Search the data for the string "screenshot" and gather each line it is in.

::: EXERCISE MATERIAL

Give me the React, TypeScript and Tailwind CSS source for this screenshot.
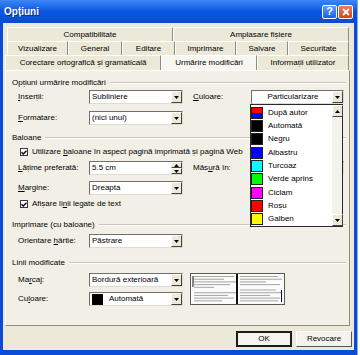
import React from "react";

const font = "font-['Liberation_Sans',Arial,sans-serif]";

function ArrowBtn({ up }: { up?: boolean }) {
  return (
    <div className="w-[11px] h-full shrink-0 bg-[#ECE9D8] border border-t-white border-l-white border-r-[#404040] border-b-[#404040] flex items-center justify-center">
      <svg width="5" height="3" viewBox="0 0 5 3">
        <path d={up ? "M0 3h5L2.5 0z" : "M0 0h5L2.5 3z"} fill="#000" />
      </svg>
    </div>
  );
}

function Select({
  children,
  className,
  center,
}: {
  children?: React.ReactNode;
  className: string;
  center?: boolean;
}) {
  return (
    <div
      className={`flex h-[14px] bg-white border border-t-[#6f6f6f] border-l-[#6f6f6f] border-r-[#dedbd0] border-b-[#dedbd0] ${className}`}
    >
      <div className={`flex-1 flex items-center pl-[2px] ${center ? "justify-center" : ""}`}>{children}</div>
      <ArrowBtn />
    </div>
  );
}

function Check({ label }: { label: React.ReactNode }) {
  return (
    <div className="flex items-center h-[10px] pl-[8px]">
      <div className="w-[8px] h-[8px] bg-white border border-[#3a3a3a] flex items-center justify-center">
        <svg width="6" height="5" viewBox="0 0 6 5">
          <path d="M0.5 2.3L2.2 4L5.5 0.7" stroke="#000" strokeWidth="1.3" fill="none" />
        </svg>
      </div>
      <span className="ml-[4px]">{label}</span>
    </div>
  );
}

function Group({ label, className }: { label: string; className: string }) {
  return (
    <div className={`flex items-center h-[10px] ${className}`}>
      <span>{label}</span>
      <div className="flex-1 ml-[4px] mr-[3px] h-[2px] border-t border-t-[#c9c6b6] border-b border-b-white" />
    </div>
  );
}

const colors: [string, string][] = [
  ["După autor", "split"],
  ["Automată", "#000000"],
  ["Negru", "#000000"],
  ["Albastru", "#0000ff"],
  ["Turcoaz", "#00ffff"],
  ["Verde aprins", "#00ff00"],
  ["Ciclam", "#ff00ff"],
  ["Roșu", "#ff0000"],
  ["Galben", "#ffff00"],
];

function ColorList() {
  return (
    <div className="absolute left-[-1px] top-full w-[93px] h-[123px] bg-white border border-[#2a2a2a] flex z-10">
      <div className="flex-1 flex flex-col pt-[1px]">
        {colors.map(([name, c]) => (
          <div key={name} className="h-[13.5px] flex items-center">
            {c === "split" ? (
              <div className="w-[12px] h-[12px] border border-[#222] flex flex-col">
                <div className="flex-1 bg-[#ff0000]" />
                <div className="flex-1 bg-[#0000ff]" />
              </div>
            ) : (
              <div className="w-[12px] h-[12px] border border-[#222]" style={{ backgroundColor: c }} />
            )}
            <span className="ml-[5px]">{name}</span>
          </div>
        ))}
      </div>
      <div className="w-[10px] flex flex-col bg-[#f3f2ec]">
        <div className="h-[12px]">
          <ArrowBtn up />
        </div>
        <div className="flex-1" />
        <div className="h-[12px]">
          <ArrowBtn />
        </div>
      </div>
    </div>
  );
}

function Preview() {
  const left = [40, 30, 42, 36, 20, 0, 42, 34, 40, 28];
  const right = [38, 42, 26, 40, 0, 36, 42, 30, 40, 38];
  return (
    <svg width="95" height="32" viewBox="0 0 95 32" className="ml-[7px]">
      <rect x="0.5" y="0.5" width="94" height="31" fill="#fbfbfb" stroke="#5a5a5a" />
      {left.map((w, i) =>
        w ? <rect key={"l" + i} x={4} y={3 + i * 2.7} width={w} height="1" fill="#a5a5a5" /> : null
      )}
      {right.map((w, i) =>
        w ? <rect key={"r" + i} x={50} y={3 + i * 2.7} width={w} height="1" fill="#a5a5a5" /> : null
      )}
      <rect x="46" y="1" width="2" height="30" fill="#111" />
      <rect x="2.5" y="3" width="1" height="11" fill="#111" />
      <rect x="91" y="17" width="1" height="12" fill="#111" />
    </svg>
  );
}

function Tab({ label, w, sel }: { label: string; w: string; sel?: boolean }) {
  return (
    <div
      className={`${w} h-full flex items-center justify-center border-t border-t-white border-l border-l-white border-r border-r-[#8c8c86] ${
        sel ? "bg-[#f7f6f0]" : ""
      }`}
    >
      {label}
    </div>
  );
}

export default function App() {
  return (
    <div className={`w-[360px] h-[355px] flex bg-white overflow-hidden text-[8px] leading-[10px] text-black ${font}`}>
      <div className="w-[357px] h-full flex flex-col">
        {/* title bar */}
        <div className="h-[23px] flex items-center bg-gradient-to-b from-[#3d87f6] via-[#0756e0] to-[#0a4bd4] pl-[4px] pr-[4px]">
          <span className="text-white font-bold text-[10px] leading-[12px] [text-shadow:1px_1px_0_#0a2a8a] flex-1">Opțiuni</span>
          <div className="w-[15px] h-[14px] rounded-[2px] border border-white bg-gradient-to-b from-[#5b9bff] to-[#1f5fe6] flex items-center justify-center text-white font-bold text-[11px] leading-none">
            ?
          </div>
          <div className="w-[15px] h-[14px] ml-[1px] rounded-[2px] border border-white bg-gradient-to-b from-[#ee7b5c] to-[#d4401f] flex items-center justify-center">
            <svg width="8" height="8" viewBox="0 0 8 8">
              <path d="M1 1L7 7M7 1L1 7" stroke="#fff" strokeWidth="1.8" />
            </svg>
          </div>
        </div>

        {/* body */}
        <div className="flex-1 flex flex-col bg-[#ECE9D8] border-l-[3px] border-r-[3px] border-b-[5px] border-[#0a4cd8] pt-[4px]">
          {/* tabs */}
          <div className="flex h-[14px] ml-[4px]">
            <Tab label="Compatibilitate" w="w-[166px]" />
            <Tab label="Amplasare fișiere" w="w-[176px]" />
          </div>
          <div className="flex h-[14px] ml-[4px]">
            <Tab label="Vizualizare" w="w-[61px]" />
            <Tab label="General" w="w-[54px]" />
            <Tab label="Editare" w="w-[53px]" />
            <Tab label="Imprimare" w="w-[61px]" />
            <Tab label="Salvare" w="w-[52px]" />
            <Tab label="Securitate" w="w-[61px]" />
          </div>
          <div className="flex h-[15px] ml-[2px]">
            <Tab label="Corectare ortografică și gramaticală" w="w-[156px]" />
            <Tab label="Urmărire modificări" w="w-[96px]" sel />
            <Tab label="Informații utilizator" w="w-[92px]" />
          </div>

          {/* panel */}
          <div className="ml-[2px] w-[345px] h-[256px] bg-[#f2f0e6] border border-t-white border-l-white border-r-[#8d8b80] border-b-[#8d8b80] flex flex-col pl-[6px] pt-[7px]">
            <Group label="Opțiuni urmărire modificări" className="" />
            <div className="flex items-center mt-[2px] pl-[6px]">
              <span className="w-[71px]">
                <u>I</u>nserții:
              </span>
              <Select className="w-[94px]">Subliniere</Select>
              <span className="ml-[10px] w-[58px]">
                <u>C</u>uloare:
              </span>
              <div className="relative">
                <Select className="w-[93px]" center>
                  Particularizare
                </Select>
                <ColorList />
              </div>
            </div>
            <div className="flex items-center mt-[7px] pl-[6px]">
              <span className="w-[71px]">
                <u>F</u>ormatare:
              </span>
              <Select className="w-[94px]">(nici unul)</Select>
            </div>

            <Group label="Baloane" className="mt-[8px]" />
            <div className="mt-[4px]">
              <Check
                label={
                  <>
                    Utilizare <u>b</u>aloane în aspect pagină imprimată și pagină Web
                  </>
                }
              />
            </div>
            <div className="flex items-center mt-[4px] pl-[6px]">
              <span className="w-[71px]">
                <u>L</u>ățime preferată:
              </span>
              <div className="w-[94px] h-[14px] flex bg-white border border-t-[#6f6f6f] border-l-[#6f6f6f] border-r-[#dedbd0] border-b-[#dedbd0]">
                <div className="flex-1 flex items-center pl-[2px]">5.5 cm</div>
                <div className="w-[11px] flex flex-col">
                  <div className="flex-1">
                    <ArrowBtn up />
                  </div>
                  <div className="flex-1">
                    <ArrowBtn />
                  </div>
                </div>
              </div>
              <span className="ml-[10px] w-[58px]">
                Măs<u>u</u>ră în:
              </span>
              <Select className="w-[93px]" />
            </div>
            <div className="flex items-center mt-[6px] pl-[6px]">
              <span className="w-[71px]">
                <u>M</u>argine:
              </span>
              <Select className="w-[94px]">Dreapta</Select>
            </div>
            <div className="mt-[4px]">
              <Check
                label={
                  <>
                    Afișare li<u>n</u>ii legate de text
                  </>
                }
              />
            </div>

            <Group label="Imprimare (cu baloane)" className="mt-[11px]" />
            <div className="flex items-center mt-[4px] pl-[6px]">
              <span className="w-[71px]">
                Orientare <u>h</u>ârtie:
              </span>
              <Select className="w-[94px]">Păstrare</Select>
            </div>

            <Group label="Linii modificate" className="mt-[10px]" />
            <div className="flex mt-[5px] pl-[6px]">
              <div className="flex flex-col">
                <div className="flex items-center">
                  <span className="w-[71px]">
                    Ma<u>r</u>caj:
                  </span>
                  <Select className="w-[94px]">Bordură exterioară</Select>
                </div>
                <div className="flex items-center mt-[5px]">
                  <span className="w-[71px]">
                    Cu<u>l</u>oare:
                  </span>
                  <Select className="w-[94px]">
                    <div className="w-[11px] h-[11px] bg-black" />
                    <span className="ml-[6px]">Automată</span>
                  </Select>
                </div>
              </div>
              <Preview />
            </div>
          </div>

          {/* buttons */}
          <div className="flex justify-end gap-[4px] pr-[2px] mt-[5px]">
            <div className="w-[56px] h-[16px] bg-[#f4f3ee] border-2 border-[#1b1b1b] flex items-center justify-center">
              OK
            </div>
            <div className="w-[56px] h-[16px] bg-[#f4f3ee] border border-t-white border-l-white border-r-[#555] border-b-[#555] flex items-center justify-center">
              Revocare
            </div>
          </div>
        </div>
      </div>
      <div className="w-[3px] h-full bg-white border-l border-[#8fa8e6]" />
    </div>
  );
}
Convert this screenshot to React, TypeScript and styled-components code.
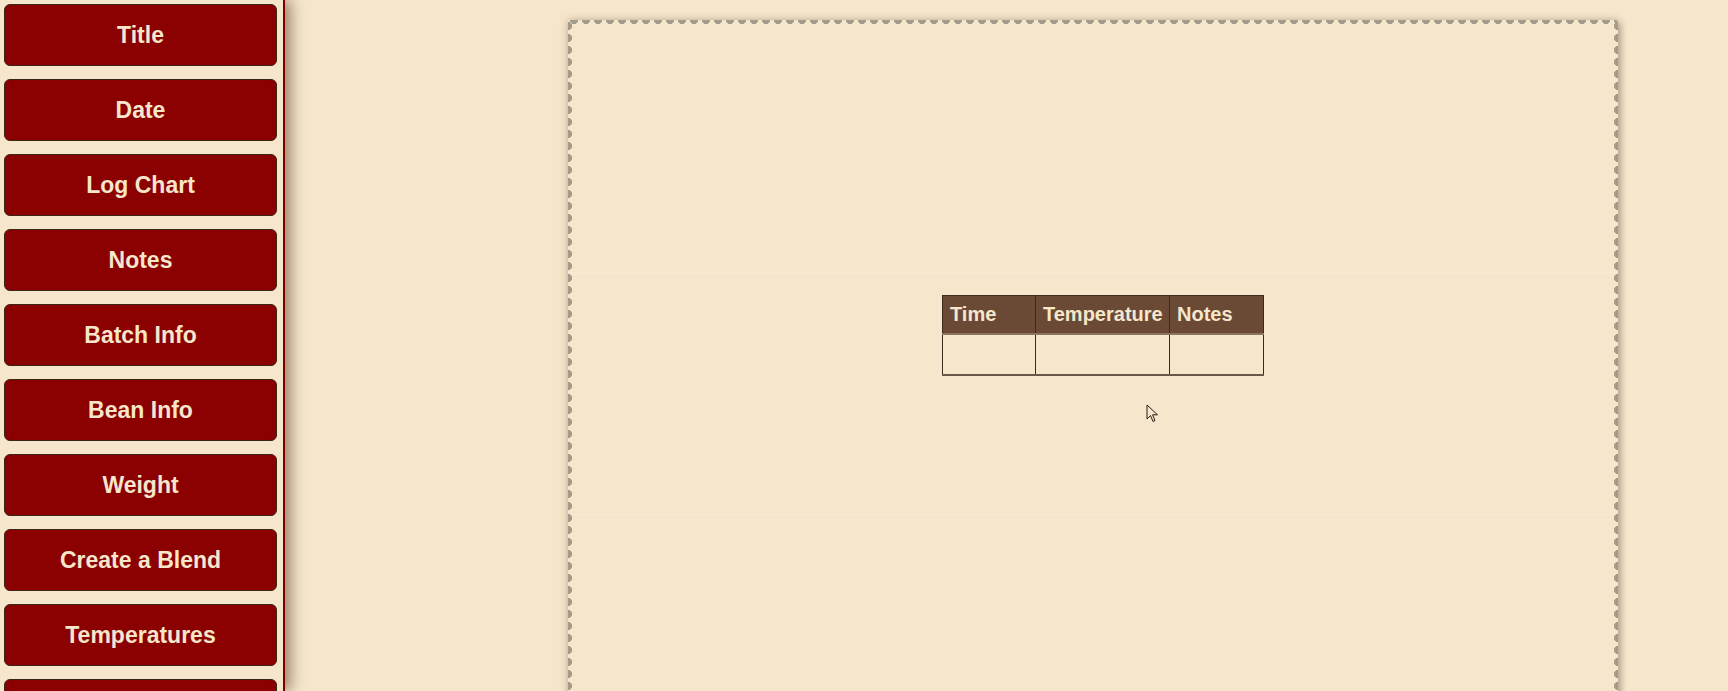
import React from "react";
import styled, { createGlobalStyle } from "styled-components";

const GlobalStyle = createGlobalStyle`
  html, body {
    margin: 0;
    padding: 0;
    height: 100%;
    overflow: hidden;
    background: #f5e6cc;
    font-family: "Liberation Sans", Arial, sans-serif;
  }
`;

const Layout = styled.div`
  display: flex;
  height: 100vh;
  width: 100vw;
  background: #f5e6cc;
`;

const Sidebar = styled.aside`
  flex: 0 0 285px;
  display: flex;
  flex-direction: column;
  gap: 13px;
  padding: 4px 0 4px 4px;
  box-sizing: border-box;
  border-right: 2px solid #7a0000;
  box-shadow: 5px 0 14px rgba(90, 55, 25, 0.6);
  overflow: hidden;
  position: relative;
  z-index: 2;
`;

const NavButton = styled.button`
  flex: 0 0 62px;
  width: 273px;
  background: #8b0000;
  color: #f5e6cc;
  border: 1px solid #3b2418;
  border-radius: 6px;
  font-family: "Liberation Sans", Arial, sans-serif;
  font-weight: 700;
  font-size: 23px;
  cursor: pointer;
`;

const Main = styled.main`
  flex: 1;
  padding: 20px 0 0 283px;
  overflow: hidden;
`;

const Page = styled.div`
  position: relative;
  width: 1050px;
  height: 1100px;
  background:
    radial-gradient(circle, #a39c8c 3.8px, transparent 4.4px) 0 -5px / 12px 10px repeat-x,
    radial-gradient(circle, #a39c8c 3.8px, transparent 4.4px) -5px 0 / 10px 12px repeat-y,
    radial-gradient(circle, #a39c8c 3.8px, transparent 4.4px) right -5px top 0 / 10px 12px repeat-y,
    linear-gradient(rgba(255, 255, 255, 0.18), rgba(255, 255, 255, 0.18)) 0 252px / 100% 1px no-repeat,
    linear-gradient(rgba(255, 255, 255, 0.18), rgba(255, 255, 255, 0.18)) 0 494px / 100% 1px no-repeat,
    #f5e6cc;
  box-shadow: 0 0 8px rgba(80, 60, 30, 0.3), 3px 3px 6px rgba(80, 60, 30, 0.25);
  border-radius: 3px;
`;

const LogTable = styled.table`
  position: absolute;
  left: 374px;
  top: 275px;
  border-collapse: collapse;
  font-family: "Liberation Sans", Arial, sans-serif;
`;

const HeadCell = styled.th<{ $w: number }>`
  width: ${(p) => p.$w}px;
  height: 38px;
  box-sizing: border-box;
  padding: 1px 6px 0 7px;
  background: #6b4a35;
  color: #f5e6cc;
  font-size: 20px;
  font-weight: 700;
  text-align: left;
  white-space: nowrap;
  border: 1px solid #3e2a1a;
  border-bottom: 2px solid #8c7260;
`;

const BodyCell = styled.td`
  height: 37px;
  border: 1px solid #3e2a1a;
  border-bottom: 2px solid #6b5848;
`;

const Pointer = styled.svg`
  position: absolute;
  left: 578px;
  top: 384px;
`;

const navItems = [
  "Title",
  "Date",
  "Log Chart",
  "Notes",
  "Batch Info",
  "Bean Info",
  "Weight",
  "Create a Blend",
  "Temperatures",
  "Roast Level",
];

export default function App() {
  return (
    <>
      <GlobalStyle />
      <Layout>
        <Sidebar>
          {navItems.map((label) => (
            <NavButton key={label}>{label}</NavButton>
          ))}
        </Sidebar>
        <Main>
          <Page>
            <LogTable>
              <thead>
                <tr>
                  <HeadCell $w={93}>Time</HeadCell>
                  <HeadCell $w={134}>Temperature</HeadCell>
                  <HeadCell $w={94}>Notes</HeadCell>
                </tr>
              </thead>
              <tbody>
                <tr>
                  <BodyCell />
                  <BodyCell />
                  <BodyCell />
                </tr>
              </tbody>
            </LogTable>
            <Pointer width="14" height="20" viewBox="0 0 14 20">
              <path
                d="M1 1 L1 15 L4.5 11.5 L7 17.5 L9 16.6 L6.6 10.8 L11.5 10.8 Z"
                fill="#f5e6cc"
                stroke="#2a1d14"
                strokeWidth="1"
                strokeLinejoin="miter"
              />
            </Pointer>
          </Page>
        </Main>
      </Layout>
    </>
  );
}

::::::

▶ _ANSWER FOR THE TASK_:
Give me the React, TypeScript and Tailwind CSS source for this screenshot.
Convert this screenshot to React, TypeScript and styled-components code.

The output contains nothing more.